ES is deployed on an Azure VMSS (Windows VMs). It's throwing java.io.IOException "The device is not ready" on some VMs when creating shards, while working well on some other VMs at the same time.
Here is what the exception looks like:
TraceLevel="WARN" ComponentName="default" Message="[2023-11-27T21:24:34,775][WARN ][org.elasticsearch.env.NodeEnvironment] lock assertion failed
java.io.IOException: The device is not ready
at sun.nio.ch.FileDispatcherImpl.size0(Native Method)
at sun.nio.ch.FileDispatcherImpl.size(FileDispatcherImpl.java:101)
at sun.nio.ch.FileChannelImpl.size(FileChannelImpl.java:310)
at org.apache.lucene.store.NativeFSLockFactory$NativeFSLock.ensureValid(NativeFSLockFactory.java:170)
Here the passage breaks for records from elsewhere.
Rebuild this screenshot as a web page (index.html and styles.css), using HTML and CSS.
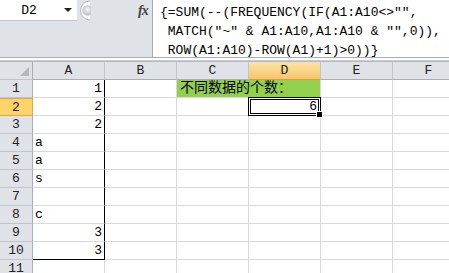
FILE: index.html
```html
<!doctype html>
<html>
 <head>
	<meta charset="UTF-8">
	<title>不同数据的个数</title>
	<link rel="stylesheet" href="styles.css">
 </head>
 <body>
	<div class="fbar">
		<div class="fleft">
			<div class="ftop">
				<div class="namebox">
					<span class="name">D2</span>
					<span class="drop"></span>
				</div>
				<svg class="knob" width="14" height="21" viewBox="0 0 14 21">
					<defs>
						<radialGradient id="kg" cx="50%" cy="40%" r="60%">
							<stop offset="0" stop-color="#f4f5f7"/>
							<stop offset="1" stop-color="#b9bdc3"/>
						</radialGradient>
					</defs>
					<path d="M13 1 A9.5 9.5 0 0 0 13 20" fill="#fff" stroke="#b4b8be"/>
					<circle cx="10.5" cy="10.5" r="5" fill="url(#kg)" stroke="#c6c9ce" stroke-width="0.6"/>
				</svg>
				<span class="fx">fx</span>
			</div>
		</div>
		<div class="formula">{=SUM(--(FREQUENCY(IF(A1:A10&lt;&gt;"",
 MATCH("~" &amp; A1:A10,A1:A10 &amp; "",0)),
 ROW(A1:A10)-ROW(A1)+1)&gt;0))}</div>
	</div>
	<div class="split"></div>

	<div class="sheet">
		<div class="corner"><span class="tri"></span></div>
		<div class="ch">A</div>
		<div class="ch">B</div>
		<div class="ch">C</div>
		<div class="ch ch_sel">D</div>
		<div class="ch">E</div>
		<div class="ch">F</div>

		<div class="rh">1</div>
		<div class="c a num">1</div>
		<div class="c"></div>
		<div class="c green">不同数据的个数：</div>
		<div class="c"></div>
		<div class="c"></div>

		<div class="rh rh_sel">2</div>
		<div class="c a num">2</div>
		<div class="c"></div>
		<div class="c"></div>
		<div class="c num sel">6<span class="handle"></span></div>
		<div class="c"></div>
		<div class="c"></div>

		<div class="rh">3</div>
		<div class="c a num">2</div>
		<div class="c"></div><div class="c"></div><div class="c"></div><div class="c"></div><div class="c"></div>

		<div class="rh">4</div>
		<div class="c a">a</div>
		<div class="c"></div><div class="c"></div><div class="c"></div><div class="c"></div><div class="c"></div>

		<div class="rh">5</div>
		<div class="c a">a</div>
		<div class="c"></div><div class="c"></div><div class="c"></div><div class="c"></div><div class="c"></div>

		<div class="rh">6</div>
		<div class="c a">s</div>
		<div class="c"></div><div class="c"></div><div class="c"></div><div class="c"></div><div class="c"></div>

		<div class="rh">7</div>
		<div class="c a"></div>
		<div class="c"></div><div class="c"></div><div class="c"></div><div class="c"></div><div class="c"></div>

		<div class="rh">8</div>
		<div class="c a">c</div>
		<div class="c"></div><div class="c"></div><div class="c"></div><div class="c"></div><div class="c"></div>

		<div class="rh">9</div>
		<div class="c a num">3</div>
		<div class="c"></div><div class="c"></div><div class="c"></div><div class="c"></div><div class="c"></div>

		<div class="rh">10</div>
		<div class="c a a_last num">3</div>
		<div class="c"></div><div class="c"></div><div class="c"></div><div class="c"></div><div class="c"></div>

		<div class="rh">11</div>
		<div class="c"></div>
		<div class="c"></div><div class="c"></div><div class="c"></div><div class="c"></div><div class="c"></div>
	</div>
 </body>
</html>
```

FILE: styles.css
```css
body{
	margin:0;
	width:449px;
	height:273px;
	overflow:hidden;
	background:#fff;
	font-family:"Liberation Mono","Noto Sans CJK SC",monospace;
	font-size:13px;
	color:#000;
}

/* 编辑栏 */
.fbar{
	display:flex;
	height:57px;
	background:#dfe3e8;
	border-bottom:1px solid #a7acb3;
}
.fleft{width:152px}
.ftop{
	display:flex;
	align-items:center;
	height:21px;
}
.namebox{
	width:77px;
	height:21px;
	box-sizing:border-box;
	background:#fff;
	border-bottom:1px solid #c3c7cd;
	display:flex;
	align-items:center;
}
.name{
	width:58px;
	text-align:center;
}
.drop{
	width:0;height:0;
	border-left:4px solid transparent;
	border-right:4px solid transparent;
	border-top:4px solid #222;
	margin-left:6px;
}
.fx{
	margin-left:47px;
	font-family:"Liberation Serif",serif;
	font-style:italic;
	font-weight:bold;
	font-size:14px;
	color:#444;
	letter-spacing:-1px;
}
.formula{
	flex:1;
	background:#fff;
	border-left:1px solid #a7acb3;
	padding:3px 0 0 7px;
	line-height:19px;
	white-space:pre;
	overflow:hidden;
}
.split{
	height:2px;
	background:#fff;
	border-bottom:1px solid #c9cdd2;
}

/* 工作表 */
.sheet{
	display:grid;
	grid-template-columns:33px repeat(6,72px);
	grid-auto-rows:18px;
	border-top:1px solid #b5bac1;
}
.sheet > div{
	box-sizing:border-box;
	line-height:17px;
	white-space:nowrap;
}
.corner,.ch,.rh{
	background:#dfe3e8;
	color:#222;
	text-align:center;
	border-right:1px solid #c1c5cb;
	border-bottom:1px solid #c1c5cb;
}
.corner{position:relative;border-right-color:#a9aeb5}
.tri{
	position:absolute;
	right:3px;bottom:3px;
	width:0;height:0;
	border-left:9px solid transparent;
	border-bottom:9px solid #b3b8bf;
}
.rh{border-right-color:#a9aeb5}
.ch{border-bottom-color:#a9aeb5}
.ch_sel{
	background:linear-gradient(#fbe3a6,#f6c86a);
	border-bottom:1px solid #f29436;
}
.rh_sel{
	background:#fcd56a;
	border:1px solid #f0a33b;
	border-left:0;
}
.c{
	border-right:1px solid #d9d9d9;
	border-bottom:1px solid #d9d9d9;
	padding:0 2px;
}
.num{text-align:right}
.a{border-right:1px solid #000}
.a_last{border-bottom:1px solid #000}
.green{
	grid-column:span 2;
	background:#92d050;
	font-size:14px;
	padding-left:3px;
	border-bottom-color:#d9d9d9;
}
.sel{
	position:relative;
	padding-right:3px;
}
.sel::after{
	content:"";
	position:absolute;
	left:-1px;top:-1px;right:-1px;bottom:-1px;
	border:1px solid #000;
	box-shadow:inset 0 0 0 1px #fff,inset 0 0 0 2px #000;
}
.handle{
	position:absolute;
	right:-3px;bottom:-3px;
	width:5px;height:5px;
	background:#000;
	border:1px solid #fff;
	z-index:1;
}
```
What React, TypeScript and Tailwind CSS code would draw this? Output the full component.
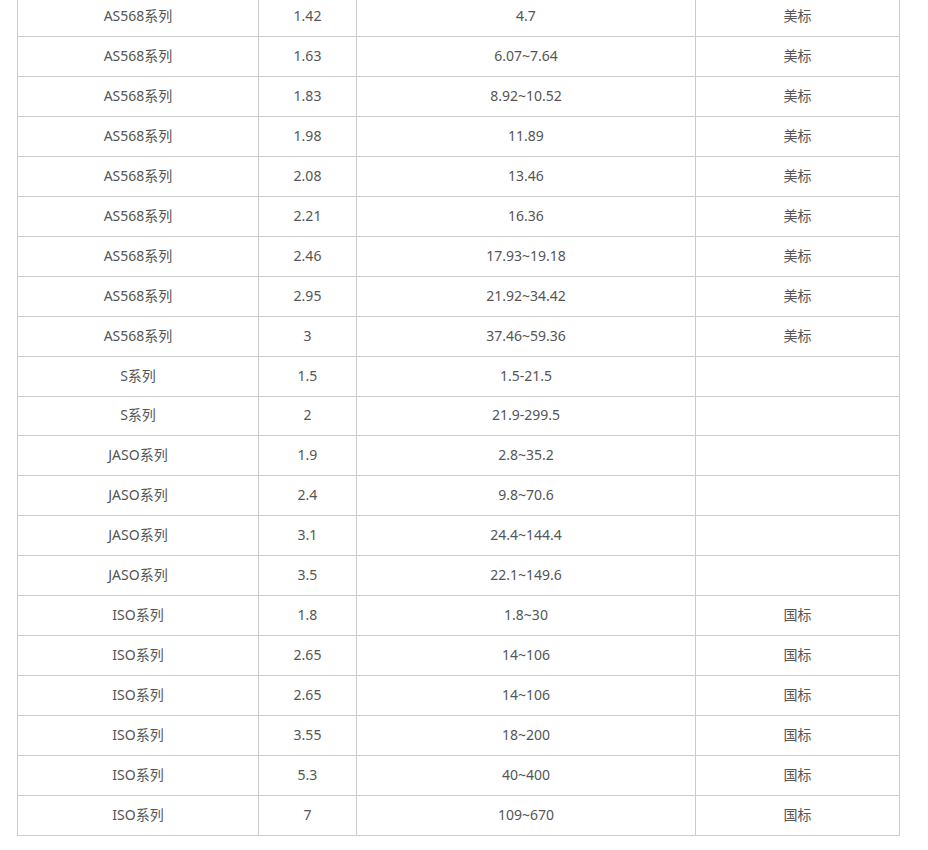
import React from 'react';

const rows: [string, string, string, string][] = [
  ['AS568系列', '1.42', '4.7', '美标'],
  ['AS568系列', '1.63', '6.07~7.64', '美标'],
  ['AS568系列', '1.83', '8.92~10.52', '美标'],
  ['AS568系列', '1.98', '11.89', '美标'],
  ['AS568系列', '2.08', '13.46', '美标'],
  ['AS568系列', '2.21', '16.36', '美标'],
  ['AS568系列', '2.46', '17.93~19.18', '美标'],
  ['AS568系列', '2.95', '21.92~34.42', '美标'],
  ['AS568系列', '3', '37.46~59.36', '美标'],
  ['S系列', '1.5', '1.5-21.5', ''],
  ['S系列', '2', '21.9-299.5', ''],
  ['JASO系列', '1.9', '2.8~35.2', ''],
  ['JASO系列', '2.4', '9.8~70.6', ''],
  ['JASO系列', '3.1', '24.4~144.4', ''],
  ['JASO系列', '3.5', '22.1~149.6', ''],
  ['ISO系列', '1.8', '1.8~30', '国标'],
  ['ISO系列', '2.65', '14~106', '国标'],
  ['ISO系列', '2.65', '14~106', '国标'],
  ['ISO系列', '3.55', '18~200', '国标'],
  ['ISO系列', '5.3', '40~400', '国标'],
  ['ISO系列', '7', '109~670', '国标'],
];

const App: React.FC = () => {
  return (
    <div className="min-h-[850px] bg-white pl-[17px] pt-px font-['Noto_Sans','Noto_Sans_CJK_SC',sans-serif] text-[14px] text-[#555]">
      <table className="mt-[-5px] w-[882px] table-fixed border-collapse">
        <colgroup>
          <col className="w-[241px]" />
          <col className="w-[98px]" />
          <col className="w-[339px]" />
          <col className="w-[204px]" />
        </colgroup>
        <tbody>
          {rows.map((r, i) => (
            <tr key={i} className={i === 10 ? 'h-[39px]' : 'h-[40px]'}>
              {r.map((c, j) => (
                <td key={j} className="border border-[#cccccc] p-0 pb-[2px] text-center align-middle leading-[20px]">
                  {c}
                </td>
              ))}
            </tr>
          ))}
        </tbody>
      </table>
    </div>
  );
};

export default App;
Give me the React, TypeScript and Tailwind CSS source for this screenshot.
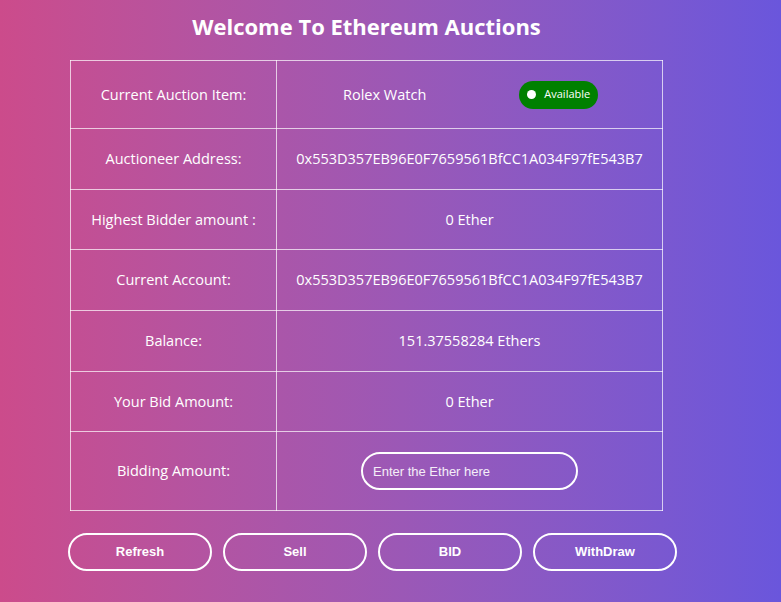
import React from "react";

const rows = [
  { label: "Auctioneer Address:", value: "0x553D357EB96E0F7659561BfCC1A034F97fE543B7", h: "h-[61px]" },
  { label: "Highest Bidder amount :", value: "0 Ether", h: "h-[60px]" },
  { label: "Current Account:", value: "0x553D357EB96E0F7659561BfCC1A034F97fE543B7", h: "h-[61px]" },
  { label: "Balance:", value: "151.37558284 Ethers", h: "h-[61px]" },
  { label: "Your Bid Amount:", value: "0 Ether", h: "h-[60px]" },
];

const buttons = ["Refresh", "Sell", "BID", "WithDraw"];

const App = () => {
  return (
    <div
      className="min-h-[602px] w-full bg-gradient-to-r from-[#cc4b8b] to-[#6a56dc] text-white"
      style={{ fontFamily: '"Open Sans", "Noto Sans", sans-serif' }}
    >
      <div className="ml-[70px] w-[593px] pt-[9px]">
        <h1 className="text-center text-[22px] font-bold leading-[34px] tracking-[0px]">
          Welcome To Ethereum Auctions
        </h1>
        <table className="mt-[17px] w-[593px] border-collapse text-[14.5px]">
          <tbody>
            <tr className="h-[68px]">
              <td className="w-[206px] border border-white/70 text-center">Current Auction Item:</td>
              <td className="border border-white/70">
                <div className="flex items-center pl-[66px]">
                  <span>Rolex Watch</span>
                  <span className="ml-[93px] flex h-[28px] items-center rounded-full bg-[#008000] pl-[8px] pr-[8px] text-[11px]">
                    <span className="mr-[8px] h-[9px] w-[9px] rounded-full bg-white" />
                    Available
                  </span>
                </div>
              </td>
            </tr>
            {rows.map((r) => (
              <tr key={r.label} className={r.h}>
                <td className="border border-white/70 text-center">{r.label}</td>
                <td className="border border-white/70 text-center">{r.value}</td>
              </tr>
            ))}
            <tr className="h-[79px]">
              <td className="border border-white/70 text-center">Bidding Amount:</td>
              <td className="border border-white/70">
                <div className="flex justify-center">
                  <input
                    placeholder="Enter the Ether here"
                    className="h-[38px] w-[217px] rounded-full border-2 border-white bg-transparent px-[10px] text-[13px] text-white outline-none placeholder:text-white/90"
                    style={{ fontFamily: '"Liberation Sans", Arial, sans-serif' }}
                  />
                </div>
              </td>
            </tr>
          </tbody>
        </table>
      </div>
      <div className="ml-[68px] mt-[22px] flex gap-[11px]">
        {buttons.map((b) => (
          <button
            key={b}
            className="h-[38px] w-[144px] rounded-full border-2 border-white bg-transparent text-[13px] font-bold text-white"
            style={{ fontFamily: '"Liberation Sans", Arial, sans-serif' }}
          >
            {b}
          </button>
        ))}
      </div>
    </div>
  );
};

export default App;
at org.elasticsearch.env.NodeEnvironment.assertEnvIsLocked(NodeEnvironment.java:941)
at org.elasticsearch.env.NodeEnvironment.nodePaths(NodeEnvironment.java:766)
at org.elasticsearch.monitor.fs.FsProbe.stats(FsProbe.java:55)
at org.elasticsearch.monitor.fs.FsService.stats(FsService.java:60)
at org.elasticsearch.monitor.fs.FsService.access$200(FsService.java:33)
at org.elasticsearch.monitor.fs.FsService$FsInfoCache.refresh(FsService.java:78)
at org.elasticsearch.monitor.fs.FsService$FsInfoCache.refresh(FsService.java:67)
at org.elasticsearch.common.util.SingleObjectCache.getOrRefresh(SingleObjectCache.java:54)
at org.elasticsearch.monitor.fs.FsService.stats(FsService.java:55)
at org.elasticsearch.node.NodeService.stats(NodeService.java:110)
at org.elasticsearch.action.admin.cluster.node.stats.TransportNodesStatsAction.nodeOperation(TransportNodesStatsAction.java:77)
at org.elasticsearch.action.admin.cluster.node.stats.TransportNodesStatsAction.nodeOperation(TransportNodesStatsAction.java:42)
at org.elasticsearch.action.support.nodes.TransportNodesAction.nodeOperation(TransportNodesAction.java:140)
at org.elasticsearch.action.support.nodes.TransportNodesAction$NodeTransportHandler.messageReceived(TransportNodesAction.java:262)
at org.elasticsearch.action.support.nodes.TransportNodesAction$NodeTransportHandler.messageReceived(TransportNodesAction.java:258)
at org.elasticsearch.transport.RequestHandlerRegistry.processMessageReceived(RequestHandlerRegistry.java:69)
at org.elasticsearch.transport.TcpTransport$RequestHandler.doRun(TcpTransport.java:1556)
at org.elasticsearch.common.util.concurrent.ThreadContext$ContextPreservingAbstractRunnable.doRun(ThreadContext.java:674)
at org.elasticsearch.common.util.concurrent.AbstractRunnable.run(AbstractRunnable.java:37)
at java.util.concurrent.ThreadPoolExecutor.runWorker(ThreadPoolExecutor.java:1149)
at java.util.concurrent.ThreadPoolExecutor$Worker.run(ThreadPoolExecutor.java:624)
at java.lang.Thread.run(Thread.java:750)
All the VMs have identical configurations. When I RDP to the VM, I can see "node.lock" file in "K:\esdata\nodes\0", where it's supposed to be. The device seems to be ready to me - I can create other files in above folder and can even move "node.lock" file to another folder and back.
(K: is a data disk associated with that VM exclusively, not a shared location.)
Restarting VM can solve the problem in most of the cases, but it will occur again after some time.
What could be the root cause and how should I fix it?